(Dataset entries)

--- --- ---

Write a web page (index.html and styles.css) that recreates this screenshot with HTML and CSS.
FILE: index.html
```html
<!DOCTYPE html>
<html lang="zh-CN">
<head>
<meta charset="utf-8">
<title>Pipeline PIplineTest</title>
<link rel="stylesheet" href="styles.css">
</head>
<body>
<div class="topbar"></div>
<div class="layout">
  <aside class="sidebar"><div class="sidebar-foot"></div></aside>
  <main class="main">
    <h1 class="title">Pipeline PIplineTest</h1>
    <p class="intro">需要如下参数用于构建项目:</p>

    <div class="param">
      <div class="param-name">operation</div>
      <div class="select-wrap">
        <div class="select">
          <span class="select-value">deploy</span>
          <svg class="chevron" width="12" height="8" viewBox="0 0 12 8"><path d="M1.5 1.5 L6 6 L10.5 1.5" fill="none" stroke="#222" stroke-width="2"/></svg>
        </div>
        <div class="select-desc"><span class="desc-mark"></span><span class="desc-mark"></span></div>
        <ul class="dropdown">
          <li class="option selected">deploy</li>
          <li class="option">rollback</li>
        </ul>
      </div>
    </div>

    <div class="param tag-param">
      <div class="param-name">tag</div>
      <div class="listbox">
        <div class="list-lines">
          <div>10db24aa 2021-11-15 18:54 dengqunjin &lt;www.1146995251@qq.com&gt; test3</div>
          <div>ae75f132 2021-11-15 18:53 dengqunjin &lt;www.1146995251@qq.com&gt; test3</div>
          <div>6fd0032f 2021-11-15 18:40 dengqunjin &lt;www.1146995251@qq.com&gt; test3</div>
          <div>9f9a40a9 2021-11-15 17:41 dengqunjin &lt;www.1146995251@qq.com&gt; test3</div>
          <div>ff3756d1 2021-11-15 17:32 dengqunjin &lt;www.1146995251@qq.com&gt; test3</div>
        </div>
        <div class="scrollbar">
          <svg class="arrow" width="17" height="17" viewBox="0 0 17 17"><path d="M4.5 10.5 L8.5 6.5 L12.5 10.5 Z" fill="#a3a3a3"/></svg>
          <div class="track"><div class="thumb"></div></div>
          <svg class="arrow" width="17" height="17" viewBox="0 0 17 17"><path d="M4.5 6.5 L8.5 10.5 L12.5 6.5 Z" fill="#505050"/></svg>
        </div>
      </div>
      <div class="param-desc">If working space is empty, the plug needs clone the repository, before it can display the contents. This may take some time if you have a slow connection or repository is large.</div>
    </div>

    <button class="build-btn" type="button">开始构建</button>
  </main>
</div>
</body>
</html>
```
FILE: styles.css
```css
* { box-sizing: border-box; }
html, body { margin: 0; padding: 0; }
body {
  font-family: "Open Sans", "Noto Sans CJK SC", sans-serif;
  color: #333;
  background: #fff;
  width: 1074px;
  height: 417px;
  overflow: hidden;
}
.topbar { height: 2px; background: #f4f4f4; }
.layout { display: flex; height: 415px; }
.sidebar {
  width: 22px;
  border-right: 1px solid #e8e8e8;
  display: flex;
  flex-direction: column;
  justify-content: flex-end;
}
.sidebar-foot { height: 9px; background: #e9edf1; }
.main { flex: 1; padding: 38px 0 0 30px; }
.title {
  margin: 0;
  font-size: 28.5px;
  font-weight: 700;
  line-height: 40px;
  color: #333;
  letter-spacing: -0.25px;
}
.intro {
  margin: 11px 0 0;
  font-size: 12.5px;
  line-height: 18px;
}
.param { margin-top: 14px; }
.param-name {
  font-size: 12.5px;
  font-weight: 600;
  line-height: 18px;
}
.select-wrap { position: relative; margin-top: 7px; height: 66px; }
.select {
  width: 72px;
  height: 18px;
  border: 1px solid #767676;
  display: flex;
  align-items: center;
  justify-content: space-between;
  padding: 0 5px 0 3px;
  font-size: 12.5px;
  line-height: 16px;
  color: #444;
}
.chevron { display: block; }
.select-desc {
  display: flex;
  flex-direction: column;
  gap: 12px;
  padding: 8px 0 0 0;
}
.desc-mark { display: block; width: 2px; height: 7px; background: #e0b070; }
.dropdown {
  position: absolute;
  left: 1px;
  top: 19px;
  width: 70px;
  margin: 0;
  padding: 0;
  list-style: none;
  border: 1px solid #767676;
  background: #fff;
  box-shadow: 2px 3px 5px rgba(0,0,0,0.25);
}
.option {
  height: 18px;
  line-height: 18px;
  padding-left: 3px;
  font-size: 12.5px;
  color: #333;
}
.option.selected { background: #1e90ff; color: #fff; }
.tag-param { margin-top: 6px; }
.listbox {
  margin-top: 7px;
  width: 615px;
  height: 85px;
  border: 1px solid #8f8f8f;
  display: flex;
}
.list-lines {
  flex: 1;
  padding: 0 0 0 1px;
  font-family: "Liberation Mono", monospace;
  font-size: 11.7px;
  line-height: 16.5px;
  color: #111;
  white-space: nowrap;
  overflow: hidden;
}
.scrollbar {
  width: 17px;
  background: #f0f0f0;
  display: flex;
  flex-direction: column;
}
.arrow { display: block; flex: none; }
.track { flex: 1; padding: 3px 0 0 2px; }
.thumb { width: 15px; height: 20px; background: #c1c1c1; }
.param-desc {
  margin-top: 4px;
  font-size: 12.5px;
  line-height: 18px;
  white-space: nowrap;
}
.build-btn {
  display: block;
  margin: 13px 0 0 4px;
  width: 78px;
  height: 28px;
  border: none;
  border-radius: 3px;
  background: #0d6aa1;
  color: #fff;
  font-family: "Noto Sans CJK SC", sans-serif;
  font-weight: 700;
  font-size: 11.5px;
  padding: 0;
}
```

--- --- ---

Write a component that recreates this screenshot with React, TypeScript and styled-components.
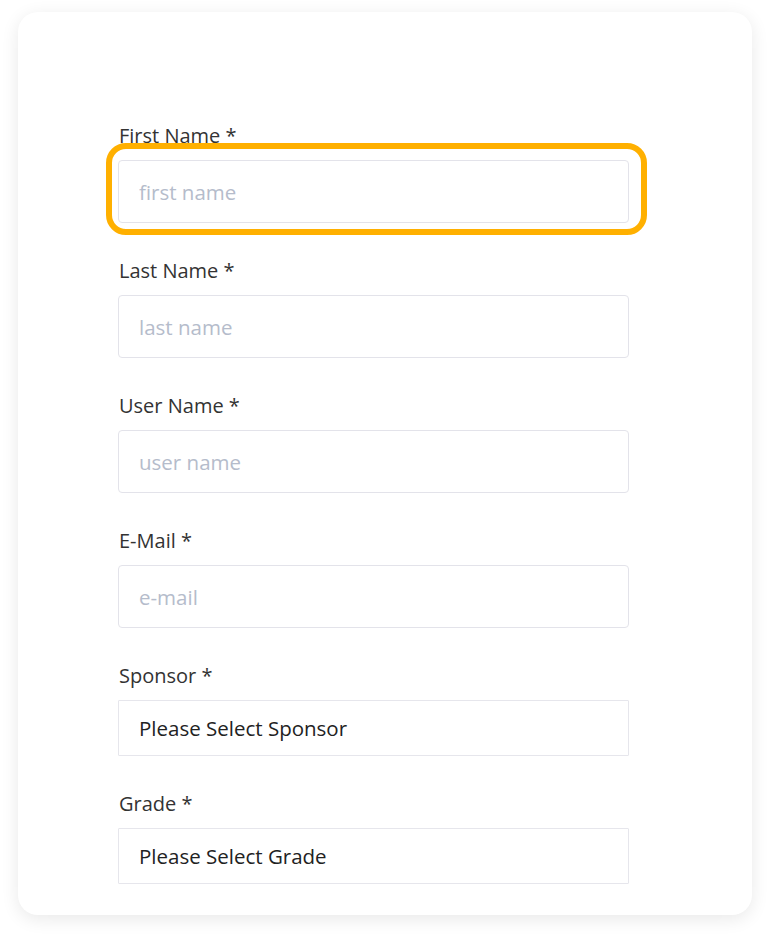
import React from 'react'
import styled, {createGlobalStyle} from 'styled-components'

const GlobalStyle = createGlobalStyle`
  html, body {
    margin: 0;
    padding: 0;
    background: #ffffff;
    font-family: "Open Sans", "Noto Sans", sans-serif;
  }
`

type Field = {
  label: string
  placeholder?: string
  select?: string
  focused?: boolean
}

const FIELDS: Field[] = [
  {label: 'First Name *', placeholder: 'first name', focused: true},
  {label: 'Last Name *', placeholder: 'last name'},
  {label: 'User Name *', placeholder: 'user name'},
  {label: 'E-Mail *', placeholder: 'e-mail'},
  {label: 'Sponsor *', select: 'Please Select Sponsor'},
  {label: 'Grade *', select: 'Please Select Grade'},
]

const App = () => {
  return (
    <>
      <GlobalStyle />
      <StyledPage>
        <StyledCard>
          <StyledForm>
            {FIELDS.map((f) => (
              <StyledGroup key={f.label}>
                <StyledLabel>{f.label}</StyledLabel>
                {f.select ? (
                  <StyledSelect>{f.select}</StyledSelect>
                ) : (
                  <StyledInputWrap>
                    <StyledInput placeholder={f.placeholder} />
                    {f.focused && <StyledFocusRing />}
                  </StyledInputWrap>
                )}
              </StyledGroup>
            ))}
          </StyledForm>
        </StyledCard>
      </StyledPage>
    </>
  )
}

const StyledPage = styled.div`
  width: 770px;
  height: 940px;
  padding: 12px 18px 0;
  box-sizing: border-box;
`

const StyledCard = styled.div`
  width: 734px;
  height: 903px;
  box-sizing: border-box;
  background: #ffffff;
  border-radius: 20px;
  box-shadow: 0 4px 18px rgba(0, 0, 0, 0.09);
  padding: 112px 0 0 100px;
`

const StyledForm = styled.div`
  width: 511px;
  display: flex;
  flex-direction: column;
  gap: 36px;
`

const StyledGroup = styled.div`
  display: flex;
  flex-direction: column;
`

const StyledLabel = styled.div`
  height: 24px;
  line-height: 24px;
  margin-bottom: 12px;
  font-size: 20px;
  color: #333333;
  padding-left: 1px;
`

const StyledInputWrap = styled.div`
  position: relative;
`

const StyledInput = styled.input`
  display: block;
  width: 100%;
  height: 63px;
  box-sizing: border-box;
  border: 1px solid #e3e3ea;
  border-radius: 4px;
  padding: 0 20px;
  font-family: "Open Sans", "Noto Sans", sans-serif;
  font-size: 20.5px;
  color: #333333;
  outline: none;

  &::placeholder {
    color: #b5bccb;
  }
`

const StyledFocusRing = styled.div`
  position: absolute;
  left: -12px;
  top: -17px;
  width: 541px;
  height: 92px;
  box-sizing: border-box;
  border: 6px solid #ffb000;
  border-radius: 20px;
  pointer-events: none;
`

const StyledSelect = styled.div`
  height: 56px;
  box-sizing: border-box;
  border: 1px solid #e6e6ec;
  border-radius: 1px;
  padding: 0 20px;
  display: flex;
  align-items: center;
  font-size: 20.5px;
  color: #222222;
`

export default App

--- --- ---

## WHAT IS REQUIRED
Show all lines in the entries above where the string "that" appears.

## COMPLETE RESPONSE
Write a web page (index.html and styles.css) that recreates this screenshot with HTML and CSS.
Write a component that recreates this screenshot with React, TypeScript and styled-components.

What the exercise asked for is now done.